Sunflowers
Wild sunflowers
Sunflowers grew wild all over North America, and from the Paleo-Indian time on, many different groups of people picked sunflowers and ate the little seeds, which are a good source of fat. People who live by hunting and gathering always need more fat to eat, because wild animals and fish have very little fat. Either they just ate the seeds, or they ground them up into flour and mixed the flour with water to bake a flat bread, like pita bread.

By about 3000-2000 BC, in the Late
Archaic period, people in south-western North America (modern Mexico)
began to farm sunflowers (grew them on purpose) and were encouraging
the flowers to evolve bigger and bigger seeds, and more of them. About the
same time, people like the Cherokee
along the East Coast of North America also independently began to farm sunflowers.

This picture shows a domesticated (farmed) sunflower, with a bigger middle than the wild ones, and bigger seeds. Sunflowers, like olives in Ancient Greece and West Asia and North Africa, became an important food for people in North America, because of the fat they provided. Further south, in southern Mexico, the Aztecs also ate a lot of sunflower seeds, and at Aztec temples to the Sun the priestesses wore crowns made of sunflowers.
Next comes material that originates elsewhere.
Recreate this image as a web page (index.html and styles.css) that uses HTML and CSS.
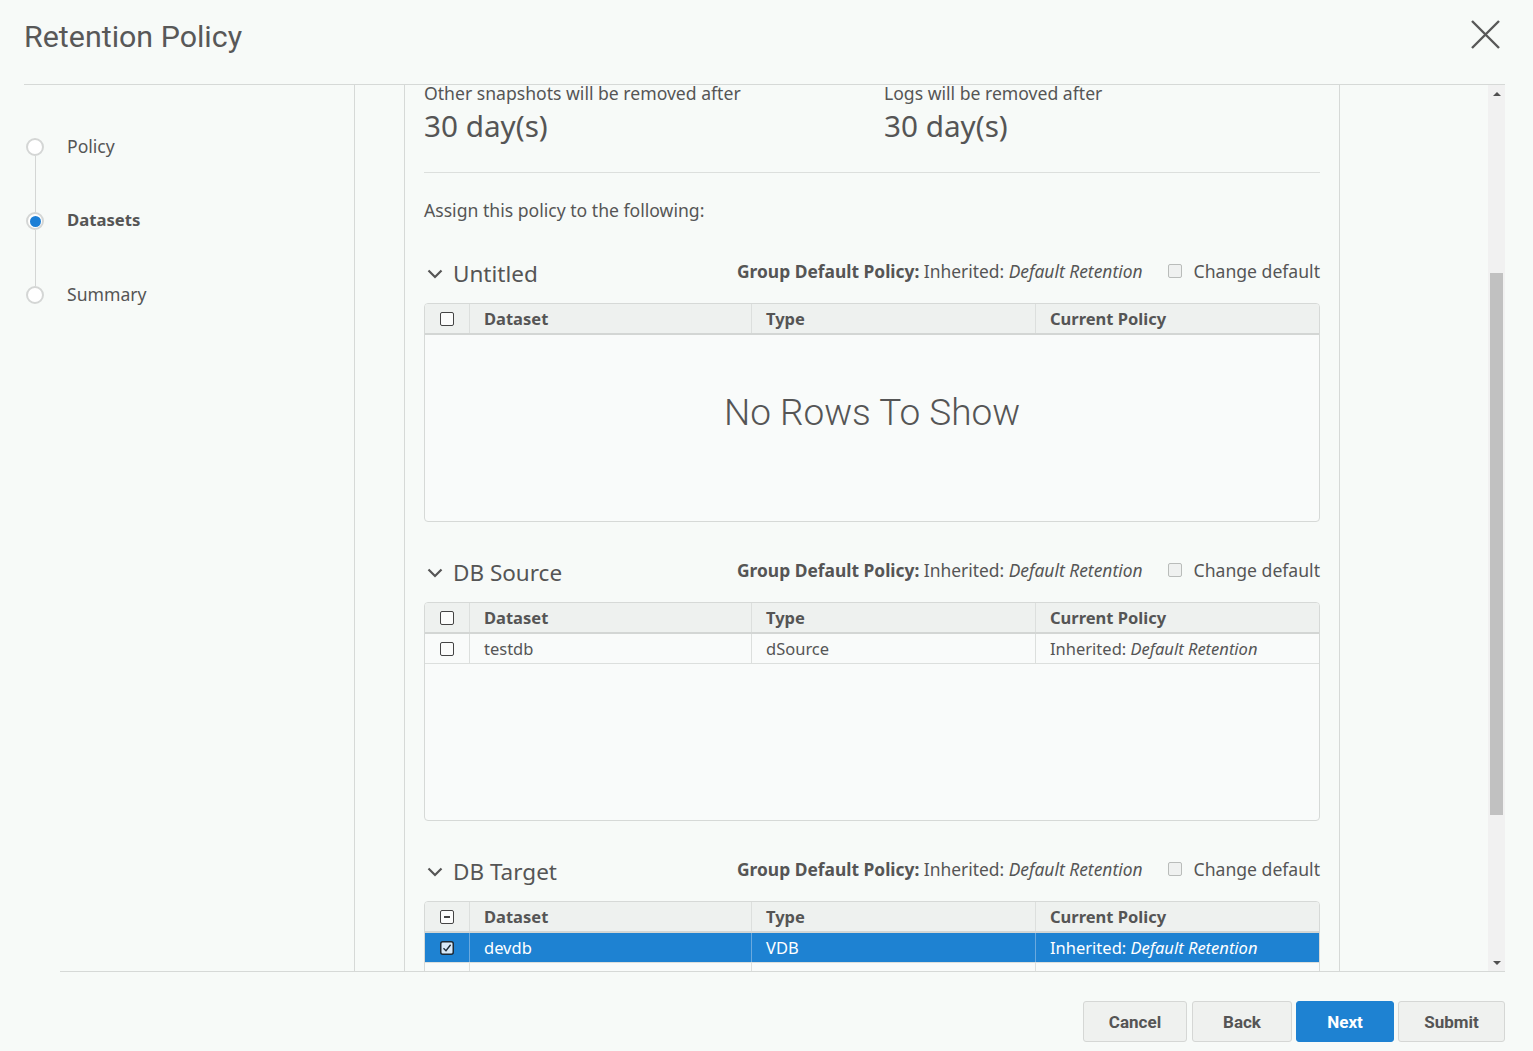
FILE: index.html
```html
<!DOCTYPE html>
<html lang="en">
<head>
<meta charset="utf-8">
<title>Retention Policy</title>
<link rel="stylesheet" href="styles.css">
</head>
<body>
<div class="dialog">
  <header class="dlg-header">
    <h1 class="dlg-title">Retention Policy</h1>
    <button class="close-btn" aria-label="Close">
      <svg width="29" height="29" viewBox="0 0 29 29"><path d="M1 1 L28 28 M28 1 L1 28" stroke="#585858" stroke-width="2.4" fill="none"/></svg>
    </button>
  </header>

  <div class="dlg-main">
    <nav class="stepper">
      <div class="step"><span class="step-dot"></span><span class="step-label">Policy</span></div>
      <div class="step-line"></div>
      <div class="step"><span class="step-dot active"></span><span class="step-label active">Datasets</span></div>
      <div class="step-line"></div>
      <div class="step"><span class="step-dot"></span><span class="step-label">Summary</span></div>
    </nav>

    <div class="panel">
      <div class="panel-scroll">
        <div class="content-col">
          <div class="content-inner">
            <div class="summary">
              <div class="summary-item">
                <div class="summary-label">Other snapshots will be removed after</div>
                <div class="summary-value">30 day(s)</div>
              </div>
              <div class="summary-item">
                <div class="summary-label">Logs will be removed after</div>
                <div class="summary-value">30 day(s)</div>
              </div>
            </div>

            <p class="assign">Assign this policy to the following:</p>

            <section class="group">
              <div class="group-head">
                <div class="group-title">
                  <svg class="chev" width="16" height="10" viewBox="0 0 16 10"><path d="M1.5 1.5 L8 8 L14.5 1.5" stroke="#555" stroke-width="2.2" fill="none"/></svg>
                  <span>Untitled</span>
                </div>
                <div class="group-info"><b>Group Default Policy:</b> Inherited: <i>Default Retention</i></div>
                <label class="change-default"><span class="cd-box"></span>Change default</label>
              </div>
              <div class="grid">
                <div class="grid-row grid-head">
                  <div class="cell cell-check"><span class="cb"></span></div>
                  <div class="cell">Dataset</div>
                  <div class="cell">Type</div>
                  <div class="cell">Current Policy</div>
                </div>
                <div class="no-rows">No Rows To Show</div>
              </div>
            </section>

            <section class="group">
              <div class="group-head">
                <div class="group-title">
                  <svg class="chev" width="16" height="10" viewBox="0 0 16 10"><path d="M1.5 1.5 L8 8 L14.5 1.5" stroke="#555" stroke-width="2.2" fill="none"/></svg>
                  <span>DB Source</span>
                </div>
                <div class="group-info"><b>Group Default Policy:</b> Inherited: <i>Default Retention</i></div>
                <label class="change-default"><span class="cd-box"></span>Change default</label>
              </div>
              <div class="grid">
                <div class="grid-row grid-head">
                  <div class="cell cell-check"><span class="cb"></span></div>
                  <div class="cell">Dataset</div>
                  <div class="cell">Type</div>
                  <div class="cell">Current Policy</div>
                </div>
                <div class="grid-row">
                  <div class="cell cell-check"><span class="cb"></span></div>
                  <div class="cell">testdb</div>
                  <div class="cell">dSource</div>
                  <div class="cell">Inherited: <i>Default Retention</i></div>
                </div>
              </div>
            </section>

            <section class="group">
              <div class="group-head">
                <div class="group-title">
                  <svg class="chev" width="16" height="10" viewBox="0 0 16 10"><path d="M1.5 1.5 L8 8 L14.5 1.5" stroke="#555" stroke-width="2.2" fill="none"/></svg>
                  <span>DB Target</span>
                </div>
                <div class="group-info"><b>Group Default Policy:</b> Inherited: <i>Default Retention</i></div>
                <label class="change-default"><span class="cd-box"></span>Change default</label>
              </div>
              <div class="grid">
                <div class="grid-row grid-head">
                  <div class="cell cell-check"><span class="cb cb-partial"></span></div>
                  <div class="cell">Dataset</div>
                  <div class="cell">Type</div>
                  <div class="cell">Current Policy</div>
                </div>
                <div class="grid-row selected">
                  <div class="cell cell-check">
                    <svg class="cb-svg" width="14" height="14" viewBox="0 0 14 14"><rect x="0.75" y="0.75" width="12.5" height="12.5" rx="2" fill="#d7e8f7" stroke="#1d2a36" stroke-width="1.5"/><path d="M3.5 7.2 L6 9.7 L10.6 3.8" stroke="#1d2a36" stroke-width="1.4" fill="none"/></svg>
                  </div>
                  <div class="cell">devdb</div>
                  <div class="cell">VDB</div>
                  <div class="cell">Inherited: <i>Default Retention</i></div>
                </div>
                <div class="grid-row">
                  <div class="cell cell-check"><span class="cb"></span></div>
                  <div class="cell"></div>
                  <div class="cell"></div>
                  <div class="cell"></div>
                </div>
              </div>
            </section>
          </div>
        </div>
      </div>
      <div class="scrollbar">
        <div class="sb-arrow"><span class="tri-up"></span></div>
        <div class="sb-track"><div class="sb-thumb"></div></div>
        <div class="sb-arrow"><span class="tri-down"></span></div>
      </div>
    </div>
  </div>

  <footer class="dlg-footer">
    <button class="btn btn-cancel">Cancel</button>
    <button class="btn btn-back">Back</button>
    <button class="btn btn-next primary">Next</button>
    <button class="btn btn-submit">Submit</button>
  </footer>
</div>
</body>
</html>
```

FILE: styles.css
```css
* { box-sizing: border-box; margin: 0; padding: 0; }
html, body { height: 100%; }
body {
  background: #f7faf8;
  font-family: "Noto Sans", "Open Sans", sans-serif;
  color: #555;
  overflow: hidden;
}
.dialog {
  margin: 0 28px 0 24px;
  height: 1051px;
  display: flex;
  flex-direction: column;
}

/* header */
.dlg-header {
  height: 85px;
  flex: none;
  border-bottom: 1px solid #d6d9d7;
  display: flex;
  justify-content: space-between;
  align-items: flex-start;
}
.dlg-title {
  font-family: Roboto, sans-serif;
  font-weight: 400;
  font-size: 30.4px;
  line-height: 34px;
  margin-top: 20px;
  color: #585858;
}
.close-btn {
  width: 29px;
  height: 29px;
  margin-top: 20px;
  margin-right: 5px;
  border: 0;
  background: none;
}
.close-btn svg { display: block; }

/* main */
.dlg-main {
  height: 886px;
  flex: none;
  display: flex;
}
.stepper {
  width: 331px;
  flex: none;
  border-right: 1px solid #d6d9d7;
  padding: 53px 0 0 2px;
}
.step {
  display: flex;
  align-items: center;
  height: 18px;
}
.step-dot {
  width: 18px;
  height: 18px;
  flex: none;
  border-radius: 50%;
  border: 2px solid #d4d6d5;
  background: #fff;
  display: flex;
  align-items: center;
  justify-content: center;
}
.step-dot.active::after {
  content: "";
  width: 11px;
  height: 11px;
  border-radius: 50%;
  background: #1c7fd6;
}
.step-label {
  margin-left: 23px;
  font-size: 17.6px;
  line-height: 22px;
  margin-bottom: 2px;
}
.step-label.active { font-weight: 700; font-size: 16.7px; }
.step-line {
  width: 1px;
  height: 56px;
  margin-left: 9px;
  background: #d4d6d5;
}

.panel {
  flex: 1;
  min-width: 0;
  display: flex;
}
.panel-scroll {
  flex: 1;
  overflow: hidden;
  padding-left: 49px;
}
.content-col {
  width: 936px;
  height: 100%;
  border-left: 1px solid #d6d9d7;
  border-right: 1px solid #d6d9d7;
  padding: 0 19px;
}

.summary {
  display: flex;
  padding-bottom: 28px;
  border-bottom: 1px solid #dcdfdd;
}
.summary-item { width: 460px; flex: none; }
.summary-item + .summary-item { flex: 1; width: auto; }
.summary-label { font-size: 17.6px; line-height: 16px; }
.summary-value { font-size: 29.7px; line-height: 36px; margin-top: 7px; }

.assign {
  margin-top: 26px;
  font-size: 17.6px;
  line-height: 22px;
}

.group { margin-top: 33px; }
.assign + .group { margin-top: 35px; }
.group-head {
  height: 36px;
  display: flex;
  align-items: center;
  margin-bottom: 11px;
}
.group-title {
  display: flex;
  align-items: center;
  font-size: 22.5px;
  line-height: 36px;
}
.chev { margin: 0 10px 0 3px; display: block; }
.group-info {
  margin-left: auto;
  font-size: 17.4px;
  line-height: 22px;
  margin-bottom: 6px;
}
.group-info b { font-weight: 700; }
.change-default {
  display: flex;
  align-items: center;
  margin-left: 25px;
  font-size: 17.6px;
  line-height: 22px;
  margin-bottom: 6px;
}
.cd-box {
  width: 14px;
  height: 14px;
  border: 1px solid #b9bcba;
  border-radius: 2px;
  background: #eff1f0;
  margin-right: 12px;
}

/* grid */
.grid {
  position: relative;
  height: 219px;
  border: 1px solid #d6d9d7;
  border-radius: 4px;
  overflow: hidden;
  background: #f9fbfa;
}
.grid-row {
  display: grid;
  grid-template-columns: 45px 282px 284px 1fr;
  height: 30px;
  border-bottom: 1px solid #dcdfdd;
  font-size: 16.5px;
  line-height: 29px;
}
.grid-head {
  height: 31px;
  background: #eef1ef;
  border-bottom: 2px solid #d3d6d4;
  font-weight: 700;
}
.cell {
  padding-left: 14px;
  border-right: 1px solid #dcdfdd;
  white-space: nowrap;
  overflow: hidden;
}
.cell:last-child { border-right: 0; }
.cell-check {
  padding: 0;
  display: flex;
  align-items: center;
  justify-content: center;
}
.cb {
  width: 14px;
  height: 14px;
  border: 1.5px solid #444;
  border-radius: 2px;
  background: #fbfcfb;
  display: flex;
  align-items: center;
  justify-content: center;
}
.cb-partial::after {
  content: "";
  width: 6px;
  height: 2px;
  background: #444;
}
.cb-svg { display: block; }
.grid-row.selected {
  background: #1e82d2;
  color: #fff;
}
.grid-row.selected .cell { border-right-color: #6aa9de; }
.no-rows {
  position: absolute;
  inset: 0;
  display: flex;
  align-items: center;
  justify-content: center;
  font-family: Roboto, sans-serif;
  font-weight: 300;
  font-size: 37px;
  color: #555;
}

/* scrollbar */
.scrollbar {
  width: 17px;
  flex: none;
  background: #f1f1f1;
  display: flex;
  flex-direction: column;
}
.sb-arrow {
  height: 17px;
  flex: none;
  display: flex;
  align-items: center;
  justify-content: center;
}
.tri-up, .tri-down {
  width: 0;
  height: 0;
  border-left: 4px solid transparent;
  border-right: 4px solid transparent;
}
.tri-up { border-bottom: 4px solid #505050; }
.tri-down { border-top: 4px solid #505050; }
.sb-track {
  flex: 1;
  padding: 171px 2px 0;
}
.sb-thumb {
  height: 542px;
  background: #c1c1c1;
}

/* footer */
.dlg-footer {
  flex: none;
  margin-left: 36px;
  border-top: 1px solid #d6d9d7;
  padding-top: 29px;
  display: flex;
  justify-content: flex-end;
}
.btn {
  height: 41px;
  font-family: Roboto, sans-serif;
  font-weight: 700;
  font-size: 17px;
  color: #555;
  background: #eff1ef;
  border: 1px solid #d5d7d5;
  border-radius: 3px;
}
.btn-cancel { width: 104px; }
.btn-back { width: 100px; margin-left: 5px; }
.btn-next { width: 98px; margin-left: 4px; }
.btn-submit { width: 107px; margin-left: 4px; }
.btn.primary {
  background: #1e82d2;
  border-color: #1e82d2;
  color: #fff;
}
```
When the European invaders came to North America and South America in the 1500s AD, people showed them how to grow sunflowers too. Spanish explorers brought sunflower seeds back to Europe with them, where people grew them mainly for decoration. But by the 1830s people were farming sunflowers in Russia for their oil, and then Russian people moving to the United States and Canada in the 1900s brought sunflower seeds back with them. In the 1930s, the Canadian government encouraged farmers to grow more sunflowers for food in Canada, and by the 1970s this idea spread south into the states of North Dakota, South Dakota, and Kansas.
Wild sunflowers still grow all over North America today. You may know them as Black-eyed Susans.